• _Supplied material_
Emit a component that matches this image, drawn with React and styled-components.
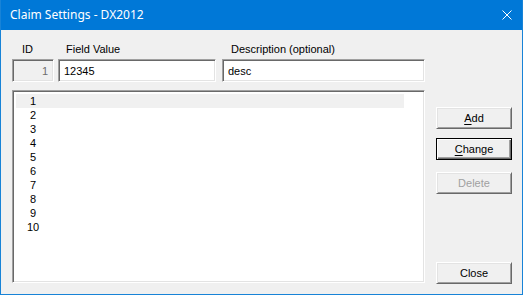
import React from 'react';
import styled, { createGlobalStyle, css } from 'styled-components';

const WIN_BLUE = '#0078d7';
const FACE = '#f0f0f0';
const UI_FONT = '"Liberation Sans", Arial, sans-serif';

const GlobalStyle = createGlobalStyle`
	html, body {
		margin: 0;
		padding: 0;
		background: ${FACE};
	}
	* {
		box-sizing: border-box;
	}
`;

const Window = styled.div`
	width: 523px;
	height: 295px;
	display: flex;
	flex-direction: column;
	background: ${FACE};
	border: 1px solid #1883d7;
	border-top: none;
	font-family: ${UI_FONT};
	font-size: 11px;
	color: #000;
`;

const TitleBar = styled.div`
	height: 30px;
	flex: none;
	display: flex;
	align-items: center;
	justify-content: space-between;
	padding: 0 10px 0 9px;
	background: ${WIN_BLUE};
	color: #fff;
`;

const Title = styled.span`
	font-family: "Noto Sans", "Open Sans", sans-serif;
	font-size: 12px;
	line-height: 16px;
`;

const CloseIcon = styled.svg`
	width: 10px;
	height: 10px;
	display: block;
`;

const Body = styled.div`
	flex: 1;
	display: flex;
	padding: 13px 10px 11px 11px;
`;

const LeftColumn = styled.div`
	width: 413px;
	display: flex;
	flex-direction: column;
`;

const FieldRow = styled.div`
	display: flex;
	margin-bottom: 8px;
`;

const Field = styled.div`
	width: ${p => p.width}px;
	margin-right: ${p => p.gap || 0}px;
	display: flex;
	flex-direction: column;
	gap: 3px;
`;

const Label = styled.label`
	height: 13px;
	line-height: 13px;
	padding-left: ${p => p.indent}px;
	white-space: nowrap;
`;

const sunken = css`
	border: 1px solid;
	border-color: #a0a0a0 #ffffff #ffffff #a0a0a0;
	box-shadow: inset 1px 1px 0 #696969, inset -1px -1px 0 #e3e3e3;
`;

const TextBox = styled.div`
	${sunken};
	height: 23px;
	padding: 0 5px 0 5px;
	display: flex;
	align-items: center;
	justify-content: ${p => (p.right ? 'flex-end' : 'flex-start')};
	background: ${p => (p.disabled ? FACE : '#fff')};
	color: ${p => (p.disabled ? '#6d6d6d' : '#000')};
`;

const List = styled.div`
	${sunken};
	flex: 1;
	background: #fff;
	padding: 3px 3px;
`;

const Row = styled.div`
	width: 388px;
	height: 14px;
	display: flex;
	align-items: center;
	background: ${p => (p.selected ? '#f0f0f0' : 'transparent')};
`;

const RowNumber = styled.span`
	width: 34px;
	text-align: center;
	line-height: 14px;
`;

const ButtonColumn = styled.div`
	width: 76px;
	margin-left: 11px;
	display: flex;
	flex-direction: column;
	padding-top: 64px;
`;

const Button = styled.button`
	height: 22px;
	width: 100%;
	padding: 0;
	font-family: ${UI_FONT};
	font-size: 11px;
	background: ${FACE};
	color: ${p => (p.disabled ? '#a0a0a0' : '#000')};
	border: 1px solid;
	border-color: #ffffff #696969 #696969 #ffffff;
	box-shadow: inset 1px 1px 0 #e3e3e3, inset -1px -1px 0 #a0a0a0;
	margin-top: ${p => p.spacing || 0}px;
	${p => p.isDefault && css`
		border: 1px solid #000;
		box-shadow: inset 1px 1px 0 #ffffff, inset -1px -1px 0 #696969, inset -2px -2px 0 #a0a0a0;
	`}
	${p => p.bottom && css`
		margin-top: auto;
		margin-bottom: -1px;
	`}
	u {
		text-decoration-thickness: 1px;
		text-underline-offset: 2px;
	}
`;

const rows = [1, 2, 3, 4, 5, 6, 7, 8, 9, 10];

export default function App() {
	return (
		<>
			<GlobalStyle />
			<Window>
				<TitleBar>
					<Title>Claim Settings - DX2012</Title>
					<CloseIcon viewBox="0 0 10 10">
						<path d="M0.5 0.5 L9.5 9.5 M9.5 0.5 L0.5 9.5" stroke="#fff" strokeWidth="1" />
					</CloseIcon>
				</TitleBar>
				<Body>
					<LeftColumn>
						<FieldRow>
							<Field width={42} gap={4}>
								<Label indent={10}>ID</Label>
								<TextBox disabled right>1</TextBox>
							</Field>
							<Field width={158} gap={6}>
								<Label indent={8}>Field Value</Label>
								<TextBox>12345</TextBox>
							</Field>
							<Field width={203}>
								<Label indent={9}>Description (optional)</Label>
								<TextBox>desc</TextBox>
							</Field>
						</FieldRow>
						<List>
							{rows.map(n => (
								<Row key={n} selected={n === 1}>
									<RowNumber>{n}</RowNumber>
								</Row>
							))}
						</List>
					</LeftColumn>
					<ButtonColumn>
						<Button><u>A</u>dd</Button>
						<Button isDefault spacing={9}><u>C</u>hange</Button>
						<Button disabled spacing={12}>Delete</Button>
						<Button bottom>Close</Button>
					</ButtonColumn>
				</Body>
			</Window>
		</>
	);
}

• _Exercise task_
Every line above should be returned exactly; the pictures stay out.

• _Reply_
Emit a component that matches this image, drawn with React and styled-components.
import React from 'react';
import styled, { createGlobalStyle, css } from 'styled-components';

const WIN_BLUE = '#0078d7';
const FACE = '#f0f0f0';
const UI_FONT = '"Liberation Sans", Arial, sans-serif';

const GlobalStyle = createGlobalStyle`
	html, body {
		margin: 0;
		padding: 0;
		background: ${FACE};
	}
	* {
		box-sizing: border-box;
	}
`;

const Window = styled.div`
	width: 523px;
	height: 295px;
	display: flex;
	flex-direction: column;
	background: ${FACE};
	border: 1px solid #1883d7;
	border-top: none;
	font-family: ${UI_FONT};
	font-size: 11px;
	color: #000;
`;

const TitleBar = styled.div`
	height: 30px;
	flex: none;
	display: flex;
	align-items: center;
	justify-content: space-between;
	padding: 0 10px 0 9px;
	background: ${WIN_BLUE};
	color: #fff;
`;

const Title = styled.span`
	font-family: "Noto Sans", "Open Sans", sans-serif;
	font-size: 12px;
	line-height: 16px;
`;

const CloseIcon = styled.svg`
	width: 10px;
	height: 10px;
	display: block;
`;

const Body = styled.div`
	flex: 1;
	display: flex;
	padding: 13px 10px 11px 11px;
`;

const LeftColumn = styled.div`
	width: 413px;
	display: flex;
	flex-direction: column;
`;

const FieldRow = styled.div`
	display: flex;
	margin-bottom: 8px;
`;

const Field = styled.div`
	width: ${p => p.width}px;
	margin-right: ${p => p.gap || 0}px;
	display: flex;
	flex-direction: column;
	gap: 3px;
`;

const Label = styled.label`
	height: 13px;
	line-height: 13px;
	padding-left: ${p => p.indent}px;
	white-space: nowrap;
`;

const sunken = css`
	border: 1px solid;
	border-color: #a0a0a0 #ffffff #ffffff #a0a0a0;
	box-shadow: inset 1px 1px 0 #696969, inset -1px -1px 0 #e3e3e3;
`;

const TextBox = styled.div`
	${sunken};
	height: 23px;
	padding: 0 5px 0 5px;
	display: flex;
	align-items: center;
	justify-content: ${p => (p.right ? 'flex-end' : 'flex-start')};
	background: ${p => (p.disabled ? FACE : '#fff')};
	color: ${p => (p.disabled ? '#6d6d6d' : '#000')};
`;

const List = styled.div`
	${sunken};
	flex: 1;
	background: #fff;
	padding: 3px 3px;
`;

const Row = styled.div`
	width: 388px;
	height: 14px;
	display: flex;
	align-items: center;
	background: ${p => (p.selected ? '#f0f0f0' : 'transparent')};
`;

const RowNumber = styled.span`
	width: 34px;
	text-align: center;
	line-height: 14px;
`;

const ButtonColumn = styled.div`
	width: 76px;
	margin-left: 11px;
	display: flex;
	flex-direction: column;
	padding-top: 64px;
`;

const Button = styled.button`
	height: 22px;
	width: 100%;
	padding: 0;
	font-family: ${UI_FONT};
	font-size: 11px;
	background: ${FACE};
	color: ${p => (p.disabled ? '#a0a0a0' : '#000')};
	border: 1px solid;
	border-color: #ffffff #696969 #696969 #ffffff;
	box-shadow: inset 1px 1px 0 #e3e3e3, inset -1px -1px 0 #a0a0a0;
	margin-top: ${p => p.spacing || 0}px;
	${p => p.isDefault && css`
		border: 1px solid #000;
		box-shadow: inset 1px 1px 0 #ffffff, inset -1px -1px 0 #696969, inset -2px -2px 0 #a0a0a0;
	`}
	${p => p.bottom && css`
		margin-top: auto;
		margin-bottom: -1px;
	`}
	u {
		text-decoration-thickness: 1px;
		text-underline-offset: 2px;
	}
`;

const rows = [1, 2, 3, 4, 5, 6, 7, 8, 9, 10];

export default function App() {
	return (
		<>
			<GlobalStyle />
			<Window>
				<TitleBar>
					<Title>Claim Settings - DX2012</Title>
					<CloseIcon viewBox="0 0 10 10">
						<path d="M0.5 0.5 L9.5 9.5 M9.5 0.5 L0.5 9.5" stroke="#fff" strokeWidth="1" />
					</CloseIcon>
				</TitleBar>
				<Body>
					<LeftColumn>
						<FieldRow>
							<Field width={42} gap={4}>
								<Label indent={10}>ID</Label>
								<TextBox disabled right>1</TextBox>
							</Field>
							<Field width={158} gap={6}>
								<Label indent={8}>Field Value</Label>
								<TextBox>12345</TextBox>
							</Field>
							<Field width={203}>
								<Label indent={9}>Description (optional)</Label>
								<TextBox>desc</TextBox>
							</Field>
						</FieldRow>
						<List>
							{rows.map(n => (
								<Row key={n} selected={n === 1}>
									<RowNumber>{n}</RowNumber>
								</Row>
							))}
						</List>
					</LeftColumn>
					<ButtonColumn>
						<Button><u>A</u>dd</Button>
						<Button isDefault spacing={9}><u>C</u>hange</Button>
						<Button disabled spacing={12}>Delete</Button>
						<Button bottom>Close</Button>
					</ButtonColumn>
				</Body>
			</Window>
		</>
	);
}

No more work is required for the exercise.